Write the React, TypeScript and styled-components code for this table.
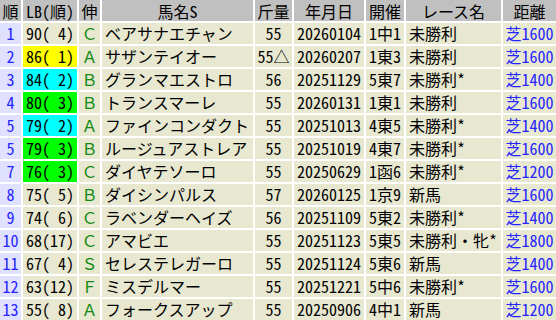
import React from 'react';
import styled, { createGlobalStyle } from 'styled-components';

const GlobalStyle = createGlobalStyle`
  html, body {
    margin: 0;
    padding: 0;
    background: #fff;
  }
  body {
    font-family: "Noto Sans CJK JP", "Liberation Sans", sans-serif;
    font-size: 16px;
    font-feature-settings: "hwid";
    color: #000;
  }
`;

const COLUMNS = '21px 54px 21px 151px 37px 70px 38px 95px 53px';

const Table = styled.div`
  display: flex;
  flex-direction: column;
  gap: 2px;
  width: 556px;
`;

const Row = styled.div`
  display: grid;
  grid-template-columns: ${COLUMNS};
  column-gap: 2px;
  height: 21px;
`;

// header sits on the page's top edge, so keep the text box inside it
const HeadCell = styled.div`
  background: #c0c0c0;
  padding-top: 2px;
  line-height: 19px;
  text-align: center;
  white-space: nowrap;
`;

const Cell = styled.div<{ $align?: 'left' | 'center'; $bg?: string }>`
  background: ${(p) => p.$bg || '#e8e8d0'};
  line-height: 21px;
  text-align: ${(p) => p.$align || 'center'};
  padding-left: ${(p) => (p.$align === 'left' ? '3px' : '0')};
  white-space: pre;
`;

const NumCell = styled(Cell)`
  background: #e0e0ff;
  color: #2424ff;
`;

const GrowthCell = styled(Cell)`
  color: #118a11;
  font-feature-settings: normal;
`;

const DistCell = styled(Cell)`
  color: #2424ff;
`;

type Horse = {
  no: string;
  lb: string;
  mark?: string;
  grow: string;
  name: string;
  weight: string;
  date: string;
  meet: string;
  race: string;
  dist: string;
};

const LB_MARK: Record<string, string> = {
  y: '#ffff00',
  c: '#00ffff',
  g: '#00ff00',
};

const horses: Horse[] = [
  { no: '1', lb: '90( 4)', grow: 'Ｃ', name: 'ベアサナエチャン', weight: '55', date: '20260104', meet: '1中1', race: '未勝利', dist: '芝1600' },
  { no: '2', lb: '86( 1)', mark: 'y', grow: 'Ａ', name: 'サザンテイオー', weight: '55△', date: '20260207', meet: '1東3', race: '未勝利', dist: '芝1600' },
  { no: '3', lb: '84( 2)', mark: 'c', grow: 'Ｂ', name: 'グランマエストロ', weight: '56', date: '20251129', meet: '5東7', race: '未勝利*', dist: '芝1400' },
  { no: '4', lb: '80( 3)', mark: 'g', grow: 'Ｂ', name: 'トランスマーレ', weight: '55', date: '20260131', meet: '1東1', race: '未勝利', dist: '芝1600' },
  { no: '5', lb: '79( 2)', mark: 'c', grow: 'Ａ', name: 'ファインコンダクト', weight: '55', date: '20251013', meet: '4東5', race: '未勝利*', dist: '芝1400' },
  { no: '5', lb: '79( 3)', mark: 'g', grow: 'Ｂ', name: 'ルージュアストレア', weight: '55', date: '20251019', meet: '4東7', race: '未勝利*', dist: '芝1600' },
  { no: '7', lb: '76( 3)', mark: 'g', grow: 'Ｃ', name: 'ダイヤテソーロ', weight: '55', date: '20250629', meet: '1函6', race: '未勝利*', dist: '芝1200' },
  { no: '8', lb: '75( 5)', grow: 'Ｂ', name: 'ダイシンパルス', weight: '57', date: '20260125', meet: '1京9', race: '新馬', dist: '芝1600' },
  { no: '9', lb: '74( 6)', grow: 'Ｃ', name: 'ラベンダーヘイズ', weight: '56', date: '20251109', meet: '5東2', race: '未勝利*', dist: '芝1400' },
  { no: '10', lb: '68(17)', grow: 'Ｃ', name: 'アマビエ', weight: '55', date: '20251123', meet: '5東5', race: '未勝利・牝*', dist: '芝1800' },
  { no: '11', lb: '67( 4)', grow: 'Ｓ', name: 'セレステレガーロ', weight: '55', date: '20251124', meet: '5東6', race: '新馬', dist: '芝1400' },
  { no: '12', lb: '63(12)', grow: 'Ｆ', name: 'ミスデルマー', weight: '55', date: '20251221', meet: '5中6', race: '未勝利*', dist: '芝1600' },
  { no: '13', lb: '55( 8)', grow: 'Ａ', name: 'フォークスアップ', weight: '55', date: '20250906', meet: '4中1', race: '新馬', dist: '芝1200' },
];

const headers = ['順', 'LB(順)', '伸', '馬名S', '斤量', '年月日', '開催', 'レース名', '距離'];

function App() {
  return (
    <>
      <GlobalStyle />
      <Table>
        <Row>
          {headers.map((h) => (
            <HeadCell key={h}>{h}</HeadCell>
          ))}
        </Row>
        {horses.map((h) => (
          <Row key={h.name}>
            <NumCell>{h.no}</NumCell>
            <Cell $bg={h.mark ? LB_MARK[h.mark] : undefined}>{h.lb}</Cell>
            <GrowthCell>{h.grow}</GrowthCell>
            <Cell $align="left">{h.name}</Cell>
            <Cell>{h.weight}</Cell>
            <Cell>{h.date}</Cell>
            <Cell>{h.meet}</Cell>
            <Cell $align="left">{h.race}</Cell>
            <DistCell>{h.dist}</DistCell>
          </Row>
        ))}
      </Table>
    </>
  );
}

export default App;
————————
Aim of the task: Wherever "React" shows up in a line, copy that line.

Solved problem:
Write the React, TypeScript and styled-components code for this table.
import React from 'react';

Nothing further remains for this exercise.